Simply put, an asteroid is an airless chunk of rock and/or iron orbiting the Sun. Asteroids vary in size from almost 1000 kilometers (625 miles) in diameter (for Ceres, the largest asteroid) down to a few meters or less for the smallest ones. Most asteroids orbit the Sun at distances between the orbits of Mars and Jupiter, in what is known as the asteroid belt. Because of the gravitational "jostling" of the planets, some asteroids leave the asteroid belt and wander about the Solar system. Some of these are currently orbiting near the Earth and are called Near-Earth Asteroids (NEAs). For more on-line information on asteroids, check out Wikipedia's asteroid page.
The number 3753 is just its official number in the catalogue of known asteroids. The name "Cruithne" was given to it by its discoverers (see below), and refers the first Celtic racio-tribal group to come to the British Isles, appearing between about 800 and 500 B.C., and coming from the European continent. They were also known as the Picts. BKW informs me that Cruithne was also the name of a legendary king of the Picts. The correct pronunciation for 'Cruithne' is The word is pronounced "krooy-nyuh" which can also be written as "KROOee-nyuh" and in many other ways. My point is that the stress is on the first syllable, which contains both the OO and the ee sounds. The word has only two syllables, "cruith" and "ne". The stress is not on the "ee" sound. The OOee or ooy (ui) diphthong is very common in the Celtic languages. Moran taing (many thanks) to DKC for the above guide to the pronunciation! For more on how asteroids and comets are named, see the International Astronomical Union - Minor Planet Center's explanation.
Asteroid 3753 Cruithne was officially discovered on October 10, 1986 by D. Waldron, working with R. McNaught, M. Hartley and M. Hawkins at Siding Spring Observatory, Coonabarabran, Australia. Later, C. Bardwell realized that this asteroid had been observed three years earlier at the European Southern Observatory in Chile by G. de Sanctis and R. West. However, the title of ``discoverer'' traditionally goes to the person(s) who observes the asteroid over a sufficient period of time to allow a good orbit to be computed (otherwise the asteroid will be quickly lost again). Since this is not always practical, the first person to see the asteroid may not be considered its official discoverer. For more information on discovery priority, see the International Astronomical Union Minor Planet Center's explanation .
The strange nature of the asteroid's orbit was uncovered by Paul Wiegert and Kimmo Innanen, working at York University in Canada, and Seppo Mikkola, working at the University of Turku in Finland. The fact that Cruithne accompanied the Earth in its orbit was revealed by computer simulations of the near-Earth asteroids performed during early 1997.
The interaction of Cruithne with the Earth is unusual, and takes place over several hundred years. Because of this, fairly long and careful simulations of its orbit are required to make its true nature clear.

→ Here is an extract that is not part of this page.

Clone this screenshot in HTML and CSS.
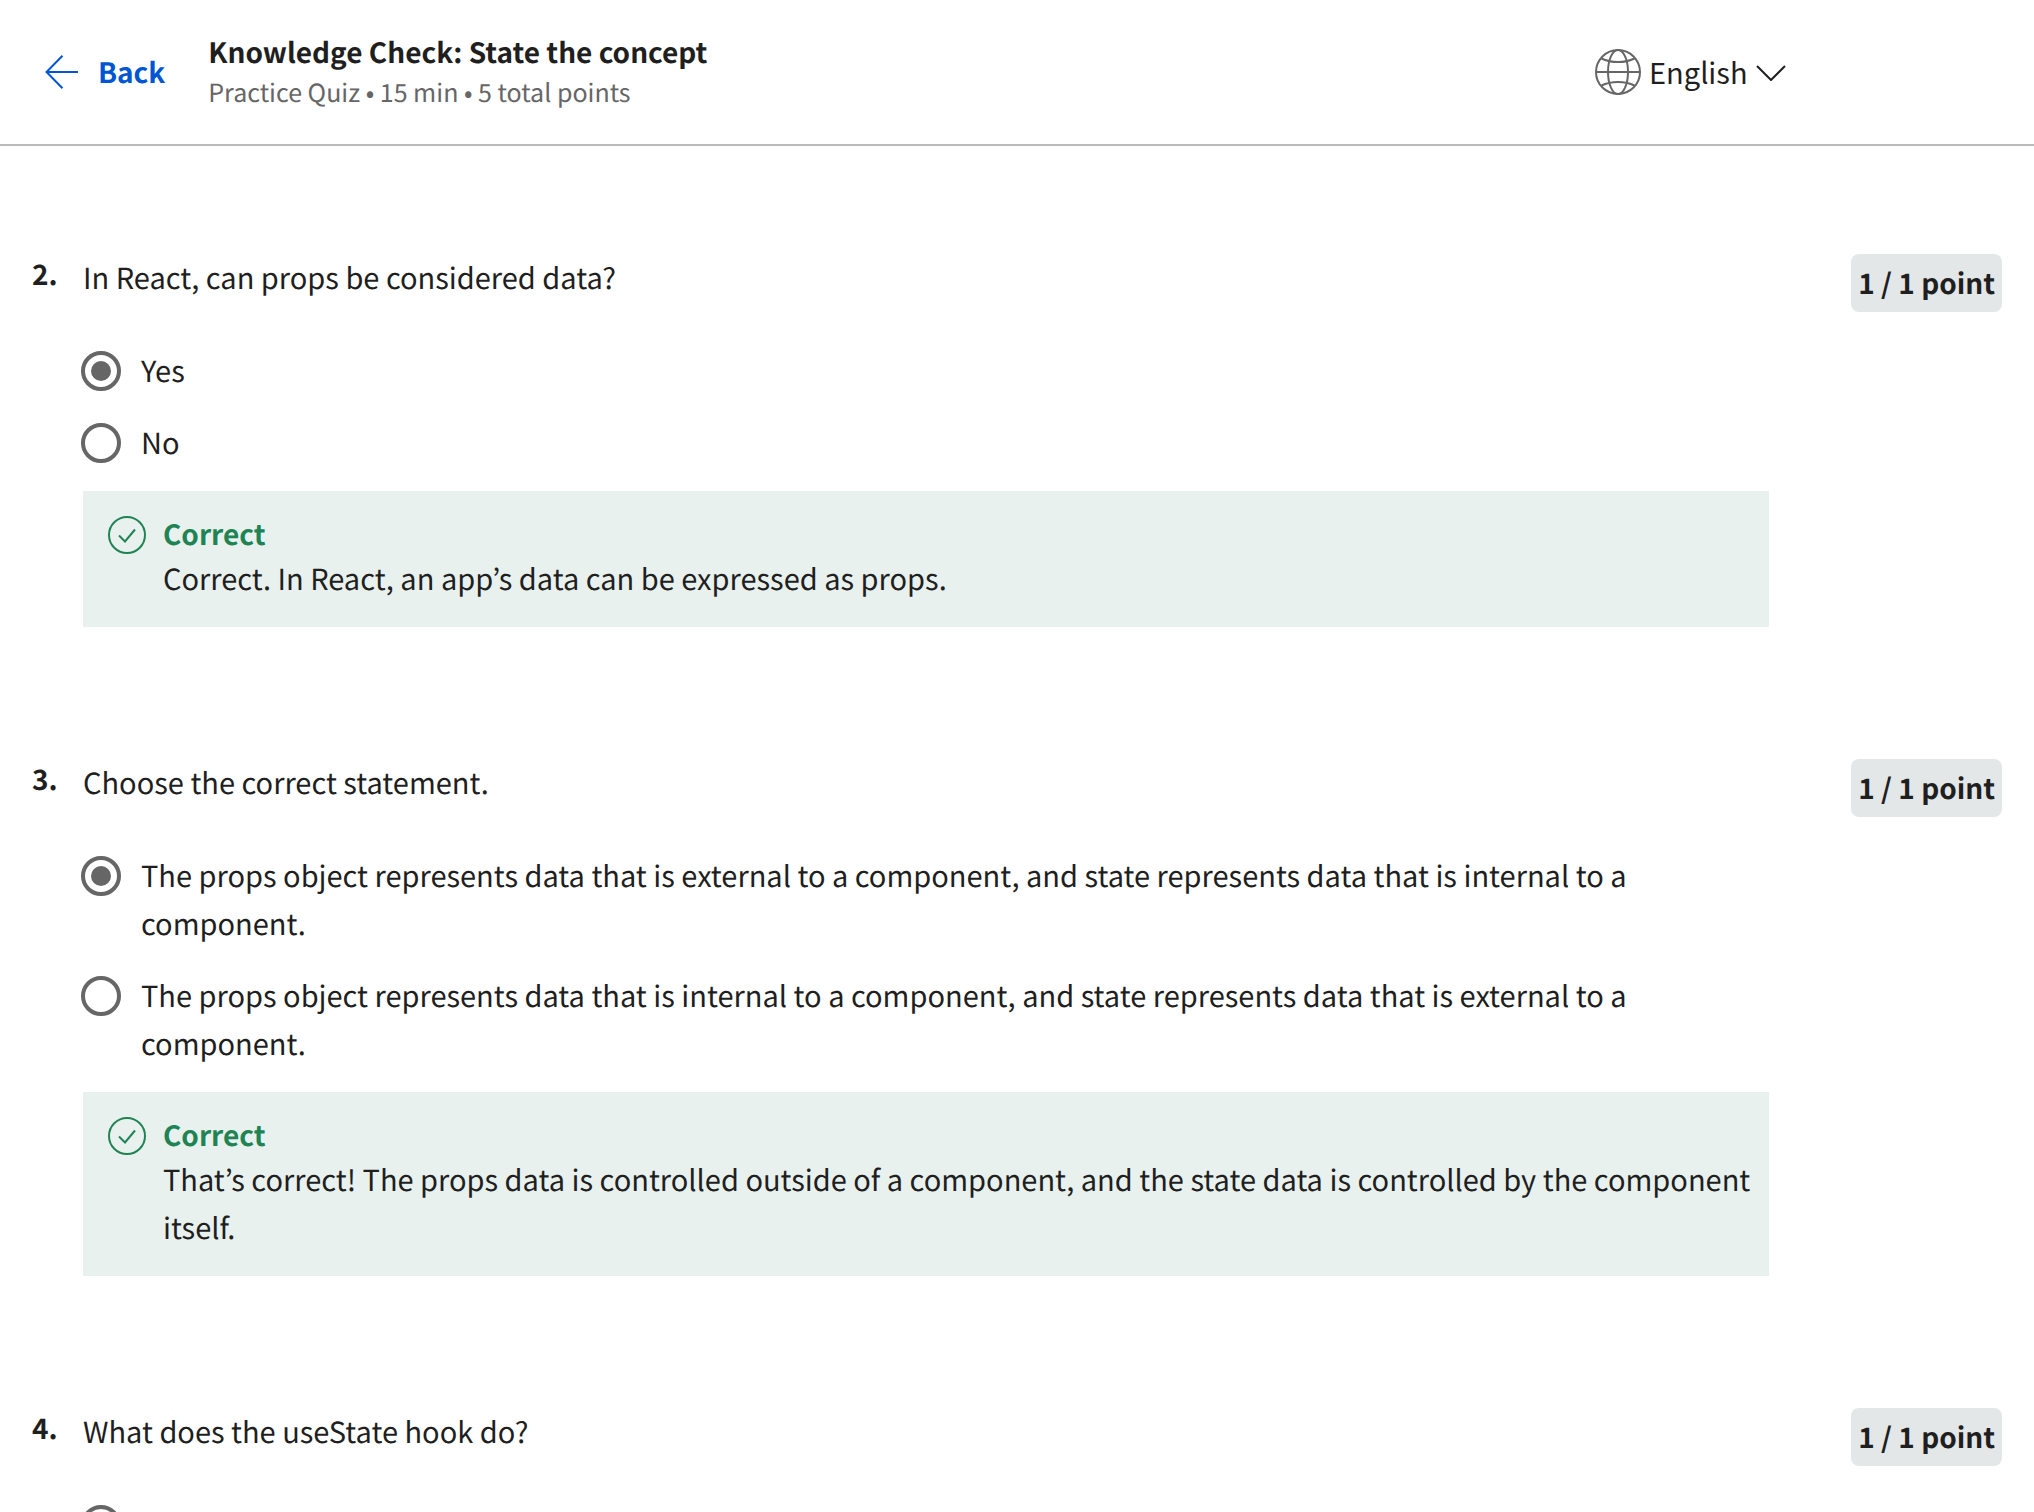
FILE: index.html
```html
<!DOCTYPE html>
<html lang="en">
<head>
  <meta charset="utf-8">
  <meta name="viewport" content="width=device-width, initial-scale=1">
  <title>Knowledge Check: State the concept</title>
  <link rel="stylesheet" href="styles.css">
</head>
<body>
  <div class="app">
    <header class="header">
      <a class="back" href="#">
        <svg class="back-icon" viewBox="0 0 34 34" aria-hidden="true"><path d="M33 17H1.500M17.500 .7L1.500 17L17.500 33.300"/></svg>
        <span>Back</span>
      </a>
      <div class="heading">
        <h1 class="title">Knowledge Check: State the concept</h1>
        <p class="subtitle">Practice Quiz • 15 min • 5 total points</p>
      </div>
      <div class="language">
        <svg class="globe" viewBox="0 0 46 46" aria-hidden="true">
          <circle cx="23" cy="23" r="22"/>
          <ellipse cx="23" cy="23" rx="10" ry="22"/>
          <path d="M1 23H45M6.500 9.500C16 14.300 30 14.300 39.500 9.500M6.500 36.500C16 31.700 30 31.700 39.500 36.500"/>
        </svg>
        <div class="picker">
          <select class="language-select" aria-label="Language"><option>English</option></select>
          <svg class="chevron" viewBox="0 0 30 16" aria-hidden="true"><path d="M1 1L15 15L29 1"/></svg>
        </div>
      </div>
    </header>

    <main class="questions">
      <section class="question">
        <span class="number">2.</span>
        <div class="body">
          <p class="prompt" id="q2">In React, can props be considered data?</p>
          <div class="options" role="radiogroup" aria-labelledby="q2">
            <label class="option"><input class="radio" type="radio" name="q2" checked><span>Yes</span></label>
            <label class="option"><input class="radio" type="radio" name="q2"><span>No</span></label>
          </div>
          <div class="feedback">
            <svg class="check" viewBox="0 0 38 38" aria-hidden="true"><circle cx="19" cy="19" r="18"/><path d="M11 19.500L17 25.500L27 13.500"/></svg>
            <div>
              <p class="verdict">Correct</p>
              <p class="explanation">Correct. In React, an app’s data can be expressed as props.</p>
            </div>
          </div>
        </div>
        <span class="points">1 / 1 point</span>
      </section>

      <section class="question">
        <span class="number">3.</span>
        <div class="body">
          <p class="prompt" id="q3">Choose the correct statement.</p>
          <div class="options" role="radiogroup" aria-labelledby="q3">
            <label class="option"><input class="radio" type="radio" name="q3" checked><span>The props object represents data that is external to a component, and state represents data that is internal to a component.</span></label>
            <label class="option"><input class="radio" type="radio" name="q3"><span>The props object represents data that is internal to a component, and state represents data that is external to a component.</span></label>
          </div>
          <div class="feedback">
            <svg class="check" viewBox="0 0 38 38" aria-hidden="true"><circle cx="19" cy="19" r="18"/><path d="M11 19.500L17 25.500L27 13.500"/></svg>
            <div>
              <p class="verdict">Correct</p>
              <p class="explanation">That’s correct! The props data is controlled outside of a component, and the state data is controlled by the component itself.</p>
            </div>
          </div>
        </div>
        <span class="points">1 / 1 point</span>
      </section>

      <section class="question">
        <span class="number">4.</span>
        <div class="body">
          <p class="prompt" id="q4">What does the useState hook do?</p>
          <div class="options" role="radiogroup" aria-labelledby="q4">
            <div class="option"><input class="radio" type="radio" name="q4" aria-label="First answer"></div>
          </div>
        </div>
        <span class="points">1 / 1 point</span>
      </section>
    </main>
  </div>
</body>
</html>
```
FILE: styles.css
```css
* {
  box-sizing: border-box;
}

body {
  margin: 0;
  background: #fff;
  color: #1f1f1f;
  font-family: "Noto Sans CJK KR", "Noto Sans", sans-serif;
  font-size: 29px;
  line-height: 48px;
  text-rendering: geometricPrecision;
}

p,
h1 {
  margin: 0;
}

.app {
  display: flex;
  flex-direction: column;
  height: 100vh;
}

/* Header */

.header {
  display: flex;
  flex: none;
  align-items: center;
  height: 146px;
  padding: 0 248px 0 45px;
  border-bottom: 2px solid #bbb;
}

.back {
  display: flex;
  align-items: center;
  gap: 19px;
  color: #0056d2;
  font-size: 28px;
  font-weight: 600;
  text-decoration: none;
}

.back-icon {
  width: 34px;
  height: 34px;
  fill: none;
  stroke: currentColor;
  stroke-width: 2;
}

.heading {
  margin-left: 43px;
}

.title {
  font-size: 28px;
  font-weight: 600;
  line-height: 40px;
}

.subtitle {
  color: #666;
  font-size: 25px;
  line-height: 40px;
}

.language {
  display: flex;
  align-items: center;
  gap: 8px;
  margin-left: auto;
}

.globe {
  width: 46px;
  height: 46px;
  fill: none;
  stroke: #666;
  stroke-width: 2;
}

.picker {
  position: relative;
  display: flex;
  padding-bottom: 2px;
}

.language-select {
  appearance: none;
  padding: 0 38px 0 0;
  border: 0;
  background: none;
  color: inherit;
  font: inherit;
  line-height: 48px;
}

.chevron {
  position: absolute;
  top: 18px;
  right: 0;
  width: 30px;
  height: 16px;
  fill: none;
  stroke: #1f1f1f;
  stroke-width: 2;
  pointer-events: none;
}

/* Questions */

.questions {
  display: flex;
  flex: 1;
  flex-direction: column;
  gap: 131px;
  min-height: 0;
  padding: 107px 32px 0;
  overflow-y: auto;
  scrollbar-width: none;
}

.question {
  display: grid;
  grid-template-columns: 51px 1fr auto;
  align-items: start;
}

.number {
  font-size: 28px;
  font-weight: 600;
  line-height: 42px;
}

.body {
  margin-right: 82px;
}

.options {
  display: flex;
  flex-direction: column;
  gap: 24px;
  margin-top: 45px;
}

.option {
  display: flex;
  align-items: flex-start;
  gap: 20px;
  padding-right: 24px;
}

.radio {
  display: grid;
  flex: none;
  place-content: center;
  width: 40px;
  height: 40px;
  margin: 5px 0 3px -2px;
  appearance: none;
  border: 4px solid #666;
  border-radius: 50%;
}

.radio:checked::before {
  width: 20px;
  height: 20px;
  border-radius: 50%;
  background: #666;
  content: "";
}

.feedback {
  display: flex;
  align-items: flex-start;
  gap: 17px;
  margin-top: 25px;
  padding: 23px 8px 25px 25px;
  background: #e8f1ee;
}

.check {
  flex: none;
  width: 38px;
  height: 38px;
  margin-top: 2px;
  fill: none;
  stroke: #1f8354;
  stroke-width: 2;
}

.verdict {
  color: #1f8354;
  font-size: 28px;
  font-weight: 600;
  line-height: 40px;
}

.points {
  margin-top: 1px;
  padding: 5px 7px;
  border-radius: 8px;
  background: #e3e7e8;
  font-size: 28px;
  font-weight: 600;
}
```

In addition, there are more technical reasons: the asteroid's high inclination (20 degrees) and eccentricity (0.51) seemed to make it a very unlikely candidate for such a delicate relationship with the Earth, as horseshoe orbits had previously only been thought possible if an asteroid was on an orbit with a very low eccentricity and inclination.
No. The asteroid's behaviour is more complicated than that: it doesn't orbit the Earth, but rather it shares the Earth's orbit. The relationship of a moon to its planet is called a two-body because there are only two important players (ie. the moon and the planet). However, in the case of Cruithne, the Earth and the asteroid both share the same orbit about the Sun, but are choreographed in such a away as to remain stable and avoid colliding with each other. This is called a three-body relationship as there are three main players: the Earth, the asteroid and the Sun. Please see the 3753 Cruithne main page for more details on the asteroid's motion.
Non-technical answer: Any orbit is a balance between two competing forces: gravity, which pulls things together, and the speed of the bodies, which (if it is in the right direction) tends to make them move away from each other. Think of a satellite in orbit: if it was not moving, it would fall down onto the planet, but its speed keeps it in orbit. However, gravity and speed are not completely independent of each other: gravity makes things go faster as they fall, and a moving object traveling in the wrong direction will not stay in orbit. It is an interplay between these two which allows Cruithne to avoid the Earth. As Cruithne gets closer to our planet, the Earth's gravity does pull it towards it; but because of the trajectory of the asteroid, the Earth's gravity just makes its speed change in such a way that its orbit starts to move away from the Earth. Gravity never repels the asteroid in the strict sense but the result is the same: the asteroid reverses direction and begins to move away from our planet.
Technical answer: Conservation of energy and angular momentum.
Very technical answer: The three-dimensional restricted three-body problem has been studied very little compared to the circular planar restricted three-body problem: to the best of our knowledge, no mention of the existence of horseshoe orbits with high eccentricities and inclinations has been made before this. After our discovery, an analytical theory of such objects was constructed by Namouni, Christou and Murray (see eg. Namouni, 1999, Icarus, 137,293). For more information on low e, i co-orbital trajectories, see Dermott and Murray, 1981, "The dynamics of tadpole and horseshoe orbits. I. Theory", Icarus , vol. 48, p. 1-11, or Brown, 1911, "On a new family of periodic orbits in the problem of three bodies", Monthly Notices of the Royal Astronomical Society , vol. 71, p. 438-454.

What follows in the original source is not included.